Work out how many lines in the listing below include the word "React"; answer with the number alone.

============

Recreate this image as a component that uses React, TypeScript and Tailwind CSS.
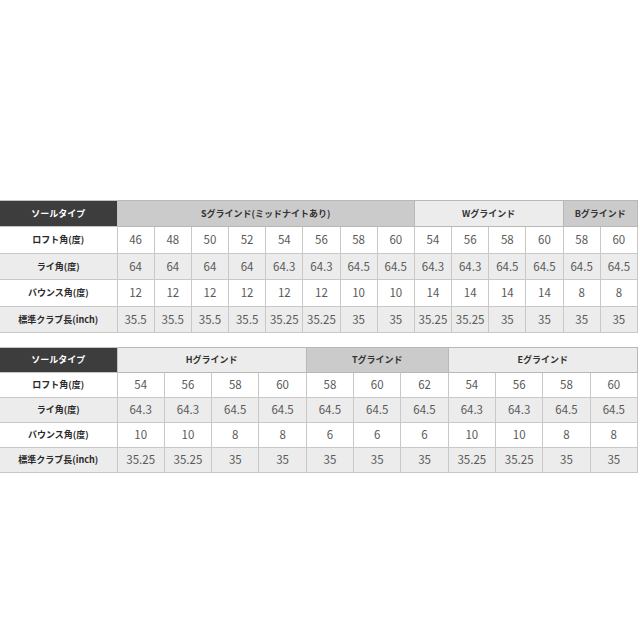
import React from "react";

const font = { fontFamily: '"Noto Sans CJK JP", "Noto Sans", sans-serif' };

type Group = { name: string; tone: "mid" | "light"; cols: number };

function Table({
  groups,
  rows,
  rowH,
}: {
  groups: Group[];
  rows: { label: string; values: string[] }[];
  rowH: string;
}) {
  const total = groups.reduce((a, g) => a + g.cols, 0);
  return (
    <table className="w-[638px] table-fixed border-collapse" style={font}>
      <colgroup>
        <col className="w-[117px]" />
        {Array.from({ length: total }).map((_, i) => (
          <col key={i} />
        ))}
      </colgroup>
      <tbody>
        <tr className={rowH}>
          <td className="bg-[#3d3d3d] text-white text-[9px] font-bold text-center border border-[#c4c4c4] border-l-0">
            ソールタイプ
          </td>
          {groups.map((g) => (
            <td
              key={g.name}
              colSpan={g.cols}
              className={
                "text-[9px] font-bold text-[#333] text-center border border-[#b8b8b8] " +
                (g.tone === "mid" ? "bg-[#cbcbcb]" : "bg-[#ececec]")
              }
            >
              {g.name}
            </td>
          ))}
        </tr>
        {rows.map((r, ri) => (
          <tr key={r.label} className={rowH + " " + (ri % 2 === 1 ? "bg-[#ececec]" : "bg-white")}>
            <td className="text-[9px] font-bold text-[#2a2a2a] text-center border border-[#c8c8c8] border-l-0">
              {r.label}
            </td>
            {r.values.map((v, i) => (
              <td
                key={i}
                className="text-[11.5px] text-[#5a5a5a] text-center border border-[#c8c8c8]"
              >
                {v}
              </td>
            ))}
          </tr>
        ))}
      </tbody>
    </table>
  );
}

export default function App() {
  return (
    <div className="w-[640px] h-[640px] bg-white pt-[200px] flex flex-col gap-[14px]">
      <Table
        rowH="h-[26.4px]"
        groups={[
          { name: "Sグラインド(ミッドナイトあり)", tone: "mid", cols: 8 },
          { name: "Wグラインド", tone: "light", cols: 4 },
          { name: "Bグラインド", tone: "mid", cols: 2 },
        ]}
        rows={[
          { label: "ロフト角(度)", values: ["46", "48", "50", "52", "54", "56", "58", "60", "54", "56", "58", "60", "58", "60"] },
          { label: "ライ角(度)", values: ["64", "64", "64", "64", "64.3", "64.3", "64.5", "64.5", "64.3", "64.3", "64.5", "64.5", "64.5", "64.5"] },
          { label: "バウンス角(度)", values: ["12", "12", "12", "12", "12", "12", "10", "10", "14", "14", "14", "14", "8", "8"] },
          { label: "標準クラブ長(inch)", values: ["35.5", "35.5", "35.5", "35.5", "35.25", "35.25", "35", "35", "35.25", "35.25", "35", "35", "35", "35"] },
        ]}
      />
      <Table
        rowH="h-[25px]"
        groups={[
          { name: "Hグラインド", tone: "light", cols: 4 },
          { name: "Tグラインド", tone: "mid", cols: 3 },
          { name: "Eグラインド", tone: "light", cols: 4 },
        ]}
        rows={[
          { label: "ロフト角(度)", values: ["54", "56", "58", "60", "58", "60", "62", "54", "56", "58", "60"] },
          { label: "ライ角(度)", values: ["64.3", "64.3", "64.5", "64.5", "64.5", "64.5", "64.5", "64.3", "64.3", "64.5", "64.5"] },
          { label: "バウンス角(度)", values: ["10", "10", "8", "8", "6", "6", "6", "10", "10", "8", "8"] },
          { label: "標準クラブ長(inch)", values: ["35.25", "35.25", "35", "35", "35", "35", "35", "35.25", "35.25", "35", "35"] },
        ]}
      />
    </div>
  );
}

============

◆ Exercise answer ◆
2